Like vitamins, like OTC products, can cause side effects or bad reactions—for instance, if you take them in the wrong way or mix them with certain other medicines. That's why you need to be careful when it comes to OTC medicines too. Here are five safety tips:

1. Read the label. This is a crucial first step. For instance, find out if the medicine will treat your symptoms, who should not take it and how to use it.

2. Take the medicine exactly as directed. Check with a pharmacist or your doctor if you have questions about how to use an OTC drug.

3. Keep your doctor informed. Your doctor needs to know about every product you take, including OTC drugs, vitamins and herbal supplements. You can share your list of medicines and supplements at your next doctor visit. But if you also take a prescription medicine, it's a good idea to check with your doctor or pharmacist before trying an OTC medicine. Make sure it will not interfere with your prescription medicine or cause a side effect.

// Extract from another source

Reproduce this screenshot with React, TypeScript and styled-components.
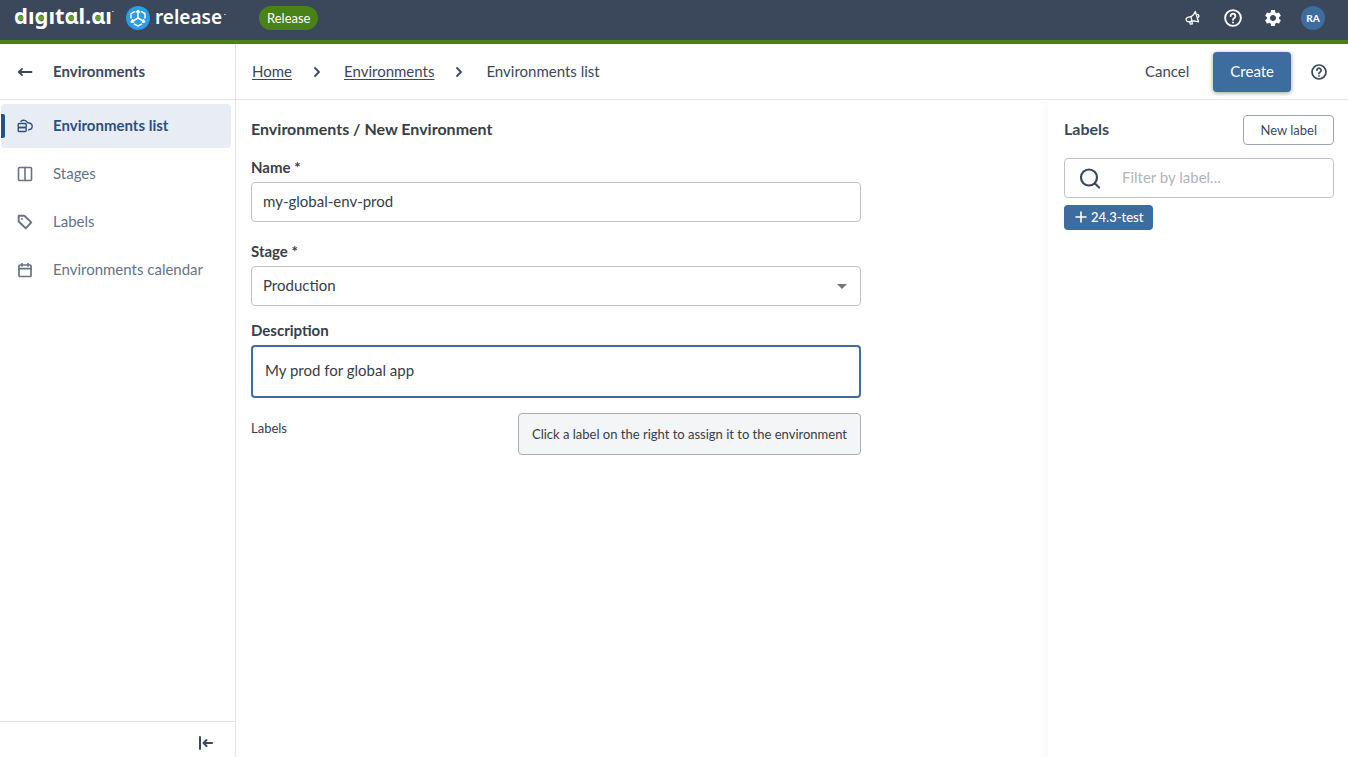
import React from "react";
import styled, { createGlobalStyle } from "styled-components";

const ink = "#3b485c";
const body = "#364046";
const blue = "#3d6c9e";
const line = "#e3e5e8";

const GlobalStyle = createGlobalStyle`
  *, *::before, *::after { box-sizing: border-box; }
  body {
    margin: 0;
    background: #fff;
    color: ${body};
    font: 15px/20px Lato, "Liberation Sans", sans-serif;
  }
  button, input, select, textarea { font: inherit; color: inherit; }
  button { cursor: pointer; }
`;

const Page = styled.div`
  display: flex;
  flex-direction: column;
  min-height: 100vh;
`;

const TopBar = styled.header`
  display: flex;
  align-items: center;
  height: 44px;
  padding: 0 23px 4px 14px;
  background: ${ink};
  border-bottom: 4px solid #498217;
`;

const Brand = styled.a`
  display: flex;
  margin-right: 30px;
`;

const Badge = styled.span`
  padding: 2px 8px;
  border-radius: 12px;
  background: #498217;
  color: #fff;
  font-size: 13px;
`;

const TopActions = styled.div`
  display: flex;
  align-items: center;
  gap: 16px;
  margin-left: auto;
`;

const IconButton = styled.button<{ $tone?: string }>`
  display: flex;
  align-items: center;
  justify-content: center;
  width: 24px;
  height: 24px;
  padding: 0;
  border: 0;
  background: none;
  color: ${(p) => p.$tone ?? ink};
`;

const Avatar = styled.button`
  width: 24px;
  height: 24px;
  padding: 0;
  border: 0;
  border-radius: 50%;
  background: ${blue};
  color: #fff;
  font-size: 10px;
  font-weight: 900;
`;

const Columns = styled.div`
  display: flex;
  flex: 1;
`;

const Sidebar = styled.aside`
  display: flex;
  flex-direction: column;
  flex: none;
  width: 236px;
  border-right: 1px solid ${line};
`;

const SidebarHead = styled.div`
  display: flex;
  align-items: center;
  gap: 16px;
  height: 56px;
  padding-left: 13px;
  border-bottom: 1px solid ${line};
  color: ${ink};
  font-weight: 700;
`;

const LineText = styled.span`
  padding-bottom: 2px;
`;

const Nav = styled.nav`
  display: flex;
  flex-direction: column;
  gap: 4px;
  padding: 4px 4px 4px 1px;
`;

const NavItem = styled.a<{ $active?: boolean }>`
  position: relative;
  display: flex;
  align-items: center;
  gap: 20px;
  height: 44px;
  padding-left: 16px;
  border-radius: 4px;
  background: ${(p) => (p.$active ? "#e8edf5" : "transparent")};
  color: ${(p) => (p.$active ? "#2a5080" : "#667385")};
  font-weight: ${(p) => (p.$active ? 700 : 400)};
  text-decoration: none;

  &::before {
    content: "";
    position: absolute;
    left: 0;
    top: 10px;
    bottom: 10px;
    width: 4px;
    border-radius: 0 2px 2px 0;
    background: ${(p) => (p.$active ? "#225385" : "transparent")};
  }
`;

const SidebarFoot = styled.div`
  display: flex;
  justify-content: flex-end;
  align-items: flex-end;
  height: 36px;
  margin-top: auto;
  padding: 0 17px 2px 0;
  border-top: 1px solid ${line};
`;

const Main = styled.main`
  display: flex;
  flex-direction: column;
  flex: 1;
  min-width: 0;
`;

const ActionBar = styled.div`
  display: flex;
  align-items: center;
  height: 56px;
  padding: 0 17px 0 16px;
  border-bottom: 1px solid ${line};
`;

const Crumbs = styled.nav`
  display: flex;
  align-items: center;
  gap: 18px;
  color: ${ink};
`;

const Crumb = styled.a`
  color: inherit;
  text-underline-offset: 2px;
`;

const Actions = styled.div`
  display: flex;
  align-items: center;
  margin-left: auto;
`;

const TextButton = styled.button`
  margin-right: 8px;
  padding: 8px 16px 10px;
  border: 0;
  background: none;
  color: ${ink};
`;

const PrimaryButton = styled.button`
  height: 40px;
  margin-right: 16px;
  padding: 0 17px 2px;
  border: 0;
  border-radius: 4px;
  background: ${blue};
  box-shadow: 0 1px 4px rgba(0, 0, 0, 0.4);
  color: #fff;
`;

const Content = styled.div`
  display: flex;
  flex: 1;
`;

const Form = styled.form`
  flex: 1;
  min-width: 0;
  padding: 19px 15px;
`;

const Fields = styled.div`
  display: flex;
  flex-direction: column;
  max-width: 610px;
`;

const Title = styled.h1`
  margin: 0;
  color: ${body};
  font-size: 16px;
  font-weight: 700;
`;

const Field = styled.div<{ $gap: number }>`
  display: flex;
  flex-direction: column;
  gap: 5px;
  margin-top: ${(p) => p.$gap}px;
`;

const Label = styled.label`
  color: ${body};
  font-weight: 700;
`;

const TextInput = styled.input`
  height: 40px;
  padding: 0 11px 2px;
  border: 1px solid #c0c3c6;
  border-radius: 4px;
  background: #fff;
  outline: 0;
`;

const SelectWrap = styled.div`
  position: relative;
  display: flex;

  svg {
    position: absolute;
    right: 14px;
    top: 18px;
    pointer-events: none;
  }
`;

const Select = styled.select`
  width: 100%;
  height: 40px;
  padding: 0 11px 2px;
  border: 1px solid #c0c3c6;
  border-radius: 4px;
  background: #fff;
  appearance: none;
`;

const TextArea = styled.textarea`
  display: block;
  height: 53px;
  padding: 13px 12px;
  border: 2px solid ${blue};
  border-radius: 4px;
  outline: 0;
  resize: none;
  overflow: hidden;
`;

const AssignRow = styled.div`
  display: flex;
  justify-content: space-between;
  margin-top: 15px;
  font-size: 13px;
`;

const AssignLabel = styled.span`
  padding-top: 5px;
`;

const Hint = styled.div`
  padding: 10px 13px;
  border: 1px solid #a4adb9;
  border-radius: 4px;
  background: #f3f5f7;
`;

const LabelPanel = styled.aside`
  flex: none;
  width: 300px;
  padding: 15px 14px 15px 16px;
  box-shadow: -3px 4px 6px rgba(0, 0, 0, 0.03);
`;

const PanelHead = styled.div`
  display: flex;
  align-items: center;
  justify-content: space-between;
  margin-bottom: 13px;
`;

const PanelTitle = styled.h2`
  margin: 0;
  padding-bottom: 2px;
  color: ${ink};
  font-size: 16px;
  font-weight: 700;
`;

const OutlineButton = styled.button`
  height: 30px;
  padding: 0 16px;
  border: 1px solid #9ca7b5;
  border-radius: 4px;
  background: #fff;
  color: ${ink};
  font-size: 13px;
`;

const SearchBox = styled.label`
  display: flex;
  align-items: center;
  gap: 20px;
  height: 40px;
  padding: 0 13px;
  border: 1px solid #c0c3c6;
  border-radius: 4px;
  color: ${ink};
`;

const SearchInput = styled.input`
  flex: 1;
  min-width: 0;
  padding: 0 0 2px;
  border: 0;
  outline: 0;
  background: none;

  &::placeholder { color: #b2b5b9; opacity: 1; }
`;

const Tag = styled.button`
  display: flex;
  align-items: center;
  gap: 4px;
  height: 25px;
  margin-top: 7px;
  padding: 0 10px 1px 11px;
  border: 0;
  border-radius: 4px;
  background: ${blue};
  color: #fff;
  font-size: 13px;
  font-weight: 500;
`;

const stroke = {
  fill: "none",
  stroke: "currentColor",
  strokeLinecap: "round",
  strokeLinejoin: "round",
} as const;

const Logo = () => (
  <svg width="215" height="36" viewBox="0 -2 215 36" role="img" aria-label="digital.ai release">
    <g fill="#fff" fontFamily="'Noto Sans', sans-serif">
      <text x="0" y="22" fontSize="22" fontWeight="700">dıgıtɑl.ɑı</text>
      <text x="141" y="22" fontSize="19" fontWeight="600">release</text>
    </g>
    <g fill="#5fa02e">
      <circle cx="6.500" cy="16" r="2.800" />
      <circle cx="27" cy="16" r="2.800" />
      <circle cx="57" cy="16" r="2.800" />
      <circle cx="84" cy="16" r="2.800" />
    </g>
    <g stroke="#aab2bd" strokeWidth="1">
      <path d="M98 9.500h2M210 12.500h2" />
    </g>
    <circle cx="124" cy="16" r="12" fill="#2b9de8" />
    <g fill="none" stroke="#fff" strokeWidth="1.500" strokeLinejoin="round">
      <path d="M121 9.300l-4 2.400v4.800M127 9.300l4 2.400v4.800M120 21.800l4 2.200 4-2.200" />
      <path d="M124 9v7l-6 3.500M124 16l6 3.500" />
      <path d="M122 10.500l2-2 2 2M118.800 17.300l-1.600 2.600 3 .4M129.200 17.300l1.600 2.600-3 .4" />
    </g>
  </svg>
);

const HelpIcon = ({ size }: { size: number }) => (
  <svg width={size} height={size} viewBox="0 0 16 16" {...stroke} strokeWidth="1.700">
    <circle cx="8" cy="8" r="7" />
    <path d="M5.900 6.300a2.100 2.100 0 1 1 3.300 1.700C8.400 8.500 8 8.800 8 9.600" />
    <path d="M8 11.900v.1" />
  </svg>
);

const MegaphoneIcon = () => (
  <svg width="16" height="16" viewBox="0 0 16 16" {...stroke} strokeWidth="1.300">
    <path d="M10.300 1.500l3.200 10.300-4.500-1-5.300.9a2.200 2.200 0 0 1-.9-4.300l3.700-1C8 5.600 9.500 3.600 10.300 1.500z" />
    <path d="M6 6.800l1 4.200M4.600 11.700l.8 2.500 2-.4-.6-2.400M12.500 4.500a1.500 1.500 0 0 1 .8 2.700" />
  </svg>
);

const GearIcon = () => (
  <svg width="20" height="20" viewBox="0 0 24 24" fill="currentColor">
    <path d="M19.140 12.940c.04-.3.06-.61.06-.94 0-.32-.02-.64-.07-.94l2.030-1.580c.18-.14.23-.41.12-.61l-1.920-3.320c-.12-.22-.37-.29-.59-.22l-2.390.96c-.5-.38-1.030-.7-1.620-.94l-.36-2.540c-.04-.24-.24-.41-.48-.41h-3.840c-.24 0-.43.17-.47.41l-.36 2.540c-.59.24-1.130.57-1.620.94l-2.390-.96c-.22-.08-.47 0-.59.22L2.740 8.870c-.12.21-.08.47.12.61l2.030 1.580c-.05.3-.09.63-.09.94s.02.64.07.94l-2.030 1.580c-.18.14-.23.41-.12.61l1.920 3.320c.12.22.37.29.59.22l2.390-.96c.5.38 1.030.7 1.620.94l.36 2.540c.05.24.24.41.48.41h3.840c.24 0 .44-.17.47-.41l.36-2.540c.59-.24 1.130-.56 1.620-.94l2.390.96c.22.08.47 0 .59-.22l1.920-3.320c.12-.22.07-.47-.12-.61l-2.010-1.580zM12 15.600c-1.980 0-3.600-1.620-3.600-3.600s1.620-3.600 3.600-3.600 3.600 1.620 3.600 3.600-1.620 3.600-3.600 3.600z" />
  </svg>
);

const BackIcon = () => (
  <svg width="16" height="16" viewBox="0 0 16 16" {...stroke} strokeWidth="1.800">
    <path d="M14.500 8H2M5 4.800L1.800 8 5 11.200" />
  </svg>
);

const EnvironmentIcon = () => (
  <svg width="16" height="16" viewBox="0 0 16 16" {...stroke} strokeWidth="1.400">
    <rect x="1.200" y="5.500" width="8" height="4" rx="1" />
    <rect x="1.200" y="9.500" width="8" height="4" rx="1" />
    <path d="M4 3.200c1.800-1.500 5.500-1.300 6.600 1.500 3 .1 4.600 1.800 4.600 3.600 0 1.900-1.400 3.300-3.600 3.600" />
  </svg>
);

const StagesIcon = () => (
  <svg width="16" height="16" viewBox="0 0 16 16" {...stroke} strokeWidth="1.600">
    <rect x="1.500" y="1.500" width="13" height="13" rx="1" />
    <path d="M8 1.500v13" />
  </svg>
);

const TagIcon = () => (
  <svg width="16" height="16" viewBox="0 0 16 16" {...stroke} strokeWidth="1.900">
    <path d="M1.700 1.700h5.600l7 6.700-5.600 5.900-7-6.800z" />
    <path d="M4.900 4.900v.1" />
  </svg>
);

const CalendarIcon = () => (
  <svg width="16" height="16" viewBox="0 0 16 16" {...stroke} strokeWidth="1.700">
    <rect x="2" y="3" width="12" height="11.500" rx="1" />
    <path d="M2 6.700h12M5 1.500V4M11 1.500V4" />
  </svg>
);

const CollapseIcon = () => (
  <svg width="16" height="16" viewBox="0 0 16 16" {...stroke} strokeWidth="2">
    <path d="M2 2v12M14 8H6M8.500 5L5.500 8l3 3" />
  </svg>
);

const ChevronIcon = () => (
  <svg width="16" height="16" viewBox="0 0 16 16" {...stroke} strokeWidth="1.800">
    <path d="M5 4l4 4-4 4" />
  </svg>
);

const SearchIcon = () => (
  <svg width="24" height="24" viewBox="0 0 24 24" {...stroke} strokeWidth="2.200">
    <circle cx="11" cy="11.500" r="8" />
    <path d="M17 17.500l4 4" />
  </svg>
);

const PlusIcon = () => (
  <svg width="12" height="12" viewBox="0 0 12 12" {...stroke} strokeWidth="1.600">
    <path d="M6 1v10M1 6h10" />
  </svg>
);

const navItems = [
  { text: "Environments list", icon: <EnvironmentIcon />, active: true },
  { text: "Stages", icon: <StagesIcon /> },
  { text: "Labels", icon: <TagIcon /> },
  { text: "Environments calendar", icon: <CalendarIcon /> },
];

export default function App() {
  return (
    <>
      <GlobalStyle />
      <Page>
        <TopBar>
          <Brand href="#">
            <Logo />
          </Brand>
          <Badge>Release</Badge>
          <TopActions>
            <IconButton $tone="#fff" aria-label="Announcements"><MegaphoneIcon /></IconButton>
            <IconButton $tone="#fff" aria-label="Help"><HelpIcon size={18} /></IconButton>
            <IconButton $tone="#fff" aria-label="Settings"><GearIcon /></IconButton>
            <Avatar>RA</Avatar>
          </TopActions>
        </TopBar>
        <Columns>
          <Sidebar>
            <SidebarHead>
              <IconButton aria-label="Back"><BackIcon /></IconButton>
              <LineText>Environments</LineText>
            </SidebarHead>
            <Nav>
              {navItems.map((item) => (
                <NavItem key={item.text} href="#" $active={item.active}>
                  {item.icon}
                  <LineText>{item.text}</LineText>
                </NavItem>
              ))}
            </Nav>
            <SidebarFoot>
              <IconButton aria-label="Collapse sidebar"><CollapseIcon /></IconButton>
            </SidebarFoot>
          </Sidebar>
          <Main>
            <ActionBar>
              <Crumbs aria-label="Breadcrumb">
                <LineText><Crumb href="#">Home</Crumb></LineText>
                <ChevronIcon />
                <LineText><Crumb href="#">Environments</Crumb></LineText>
                <ChevronIcon />
                <LineText>Environments list</LineText>
              </Crumbs>
              <Actions>
                <TextButton type="button">Cancel</TextButton>
                <PrimaryButton type="submit" form="environment">Create</PrimaryButton>
                <IconButton aria-label="Page help"><HelpIcon size={16} /></IconButton>
              </Actions>
            </ActionBar>
            <Content>
              <Form id="environment" onSubmit={(e) => e.preventDefault()}>
                <Fields>
                  <Title>Environments / New Environment</Title>
                  <Field $gap={18}>
                    <Label htmlFor="name">Name *</Label>
                    <TextInput id="name" defaultValue="my-global-env-prod" />
                  </Field>
                  <Field $gap={19}>
                    <Label htmlFor="stage">Stage *</Label>
                    <SelectWrap>
                      <Select id="stage" defaultValue="Production">
                        <option>Production</option>
                      </Select>
                      <svg width="10" height="5" viewBox="0 0 10 5" fill="#757575">
                        <path d="M0 0h10L5 5z" />
                      </svg>
                    </SelectWrap>
                  </Field>
                  <Field $gap={14}>
                    <Label htmlFor="description">Description</Label>
                    <TextArea id="description" rows={1} defaultValue="My prod for global app" />
                  </Field>
                  <AssignRow>
                    <AssignLabel>Labels</AssignLabel>
                    <Hint>Click a label on the right to assign it to the environment</Hint>
                  </AssignRow>
                </Fields>
              </Form>
              <LabelPanel>
                <PanelHead>
                  <PanelTitle>Labels</PanelTitle>
                  <OutlineButton type="button">New label</OutlineButton>
                </PanelHead>
                <SearchBox>
                  <SearchIcon />
                  <SearchInput aria-label="Filter by label" placeholder="Filter by label..." />
                </SearchBox>
                <Tag type="button">
                  <PlusIcon />
                  24.3-test
                </Tag>
              </LabelPanel>
            </Content>
          </Main>
        </Columns>
      </Page>
    </>
  );
}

4. Be careful when taking more than one drug. Some OTC drugs (like cold medicines and pain relievers) may contain the same active ingredients. So if you take more than one medicine for different problems, you could end up taking too much of an active ingredient. Solution: Read the ingredients list, and compare the active ingredients in each medicine.

5. Don't use a spoon to take the medicine. Use the cup or other dosing device that came with the medicine.